Futbolumuzda ve spor dünyamızda da bazı gerçek fay hatları olduğu gibi, yapay fay hatları için de uygun ortam bulunmaktadır.
15 Temmuz’dan beri git gide şiddetlenen, toplumun huzurunu bozucu terör eylemleri ve anarşi ortamında hepimizin daha dikkatli olması gerekmektedir. Organize bir şekilde ülkemizdeki hassas konular kanatılmaya çalışılmakta ve birlik-beraberliğimiz hedef alınmaktadır. Yeni yılın ilk saatlerinde Ortaköy’de ve daha sonra İzmir’de yaşanan trajediler ve ardından oluşturulan algı operasyonları ile toplumumuzun önemli bir fay hattını kırıp parçalamak için uğraşıldığı görülüyor.
Futbolumuzda ve spor dünyamızda da bazı gerçek fay hatları olduğu gibi, yapay fay hatları için de uygun ortam bulunmaktadır. İçinden geçmekte olduğumuz hassas dönemin gerektirdiği gibi dikkatli ve uyanık olunursa Devletimizin başındaki bir sürü derde bir de yeşil sahalardan dert eklememiş oluruz.

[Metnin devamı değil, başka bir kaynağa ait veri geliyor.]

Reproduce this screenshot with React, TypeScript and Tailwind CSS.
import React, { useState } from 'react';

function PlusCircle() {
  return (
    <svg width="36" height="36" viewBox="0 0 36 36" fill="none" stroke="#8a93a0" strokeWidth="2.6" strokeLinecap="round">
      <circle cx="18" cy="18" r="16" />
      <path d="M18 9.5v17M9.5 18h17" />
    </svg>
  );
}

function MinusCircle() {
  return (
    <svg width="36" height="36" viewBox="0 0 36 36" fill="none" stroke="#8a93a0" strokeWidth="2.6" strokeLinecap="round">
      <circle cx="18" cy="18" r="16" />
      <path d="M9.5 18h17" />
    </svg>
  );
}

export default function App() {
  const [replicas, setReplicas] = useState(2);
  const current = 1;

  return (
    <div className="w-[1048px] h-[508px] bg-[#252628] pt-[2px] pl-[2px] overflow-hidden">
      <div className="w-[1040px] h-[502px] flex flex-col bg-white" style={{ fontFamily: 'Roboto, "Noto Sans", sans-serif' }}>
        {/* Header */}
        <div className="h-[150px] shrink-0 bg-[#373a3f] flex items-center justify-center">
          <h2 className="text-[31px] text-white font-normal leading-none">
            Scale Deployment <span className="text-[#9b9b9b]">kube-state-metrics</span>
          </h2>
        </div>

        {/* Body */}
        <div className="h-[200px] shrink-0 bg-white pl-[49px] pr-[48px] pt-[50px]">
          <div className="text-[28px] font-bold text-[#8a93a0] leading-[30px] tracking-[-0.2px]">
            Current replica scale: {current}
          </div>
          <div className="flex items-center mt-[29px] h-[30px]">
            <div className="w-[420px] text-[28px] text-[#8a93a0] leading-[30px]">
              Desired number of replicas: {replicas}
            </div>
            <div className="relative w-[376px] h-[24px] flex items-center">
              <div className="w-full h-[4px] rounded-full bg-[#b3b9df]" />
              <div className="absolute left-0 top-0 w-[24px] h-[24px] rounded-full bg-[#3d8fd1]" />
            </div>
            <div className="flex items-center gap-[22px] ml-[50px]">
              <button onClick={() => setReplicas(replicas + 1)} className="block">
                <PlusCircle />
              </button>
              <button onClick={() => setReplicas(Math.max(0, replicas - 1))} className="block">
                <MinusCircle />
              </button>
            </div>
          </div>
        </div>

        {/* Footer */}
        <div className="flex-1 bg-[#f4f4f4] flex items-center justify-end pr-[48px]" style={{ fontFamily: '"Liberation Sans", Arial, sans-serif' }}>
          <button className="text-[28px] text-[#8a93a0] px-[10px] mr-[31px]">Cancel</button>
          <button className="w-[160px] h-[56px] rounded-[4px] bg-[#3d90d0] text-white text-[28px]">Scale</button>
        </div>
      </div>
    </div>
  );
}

Spor Bakanlığımız, Futbol Federasyonu ile var olan uyumu ve işbirliğini bu dönemde daha arttırarak adeta Kandilli Rasathanesi gibi en küçük titreşimi takip edip sarsıntı haline gelmeden konulara müdahil olacaktır. Tribünlerdeki gruplaşmadan, deplasman seyahatlerine, yönetici beyanatlarından, tezahüratlara kadar her unsur; tartışma ve kavga konusu olabileceğinden, futbolumuzun bileşenleri ve medyamız sorumluluğunun gereğini yapacaktır.
Federasyonumuz kendine bağlı büyük-küçük tüm takımlara eşit ve adil yaklaşarak, çözüm odaklı bir yapıyı tesis etmeye başladığını, ikinci yarı maç programındaki düzeltmelerle göstermiş oldu. Aynı hassasiyeti MHK ve Hakemlerimizden de bekliyoruz. Başta FIFA Kokartlı hakemlerimiz ve ekipleri olmak üzere tüm hakemlerimiz eyyamcı tavırlardan uzak bir şekilde maçları “idare” etmeyip, her hareketin hakkını vererek sağlıklı bir “yönetim” gösterirlerse gerilim olmayacaktır. Hakemin iyi niyetli olduğunu gören sporcular da itirazlarının dozunu kendiliklerinden düşüreceklerdir.
Kulüp yöneticilerimiz maç öncesi ve maç sonrası beyanatlarında çok daha dikkatli olmak durumundalar. Kullandıkları dil ve üslup, eleştirirken bile centilmenlik ve nezaket kuralları dahilinde olabilmeli. Rekabetin, düşmanlık olarak algılanması bugünlerde özellikle istemeyeceğimiz bir şey. (“hak mahrumiyeti” adı altında hiçbir işe yaramayan cezalar yerine caydırıcı önlemler de değerlendirilmeli.)
Tribünleri dolduran taraftarlarımızın da bakış açılarını daha pozitife çevirmelerinin tam zamanıdır. Sportif rekabetin içinde olan şaka, espri, laf atma gibi unsurları empati ile kullanmaları en doğrusu olacaktır. Kırıp dökmeden, kimsenin gururunu incitmeden, kabul edilebilir toplumsal sınırlar içerisinde kalarak da taraftarlık yapılabileceğini, tribünlerden sahaya olumlu bir enerji yollanabileceğini, dosta düşmana gösterme zamanıdır. Yeri geldiğinde, centilmenlik dışı davranan kendi futbolcusuna bile tepki göstermeye başladığımızı görmek paha biçilmez bir kıymet olacaktır. İyi niyetle elinden geleni yaptığı halde mağlup olan takımlarını alkışlayarak destekleyen taraftarlar bizim ülkemizde de olacak ve bu yaygınlaşarak mahalle maçlarına kadar sirayet edecektir.
Fay hatlarına enerji biriktirmemek ve fayı tetiklememekte başrol futbolcularımıza düşmektedir. Onların bu oyuna yaklaşımları ve kabullenişleri çağdaş rekabete uygun ve olumlu olduğu takdirde, işler daha kolay yönetilebilir olacaktır. Kasti faullerden ve aşırı sertlikten uzak durarak hakemlere yardımcı olunmalı, oyun içinde yaşanacak kasıtlı olmayan hakem hatalarında bile protestoların içine tribünler çekilmemelidir. Oyun saha çizgileri içinde başlayıp bitmelidir.
Elbirliği ve gönül birliği ile bu zor günleri de atlatacağız Evvelallah.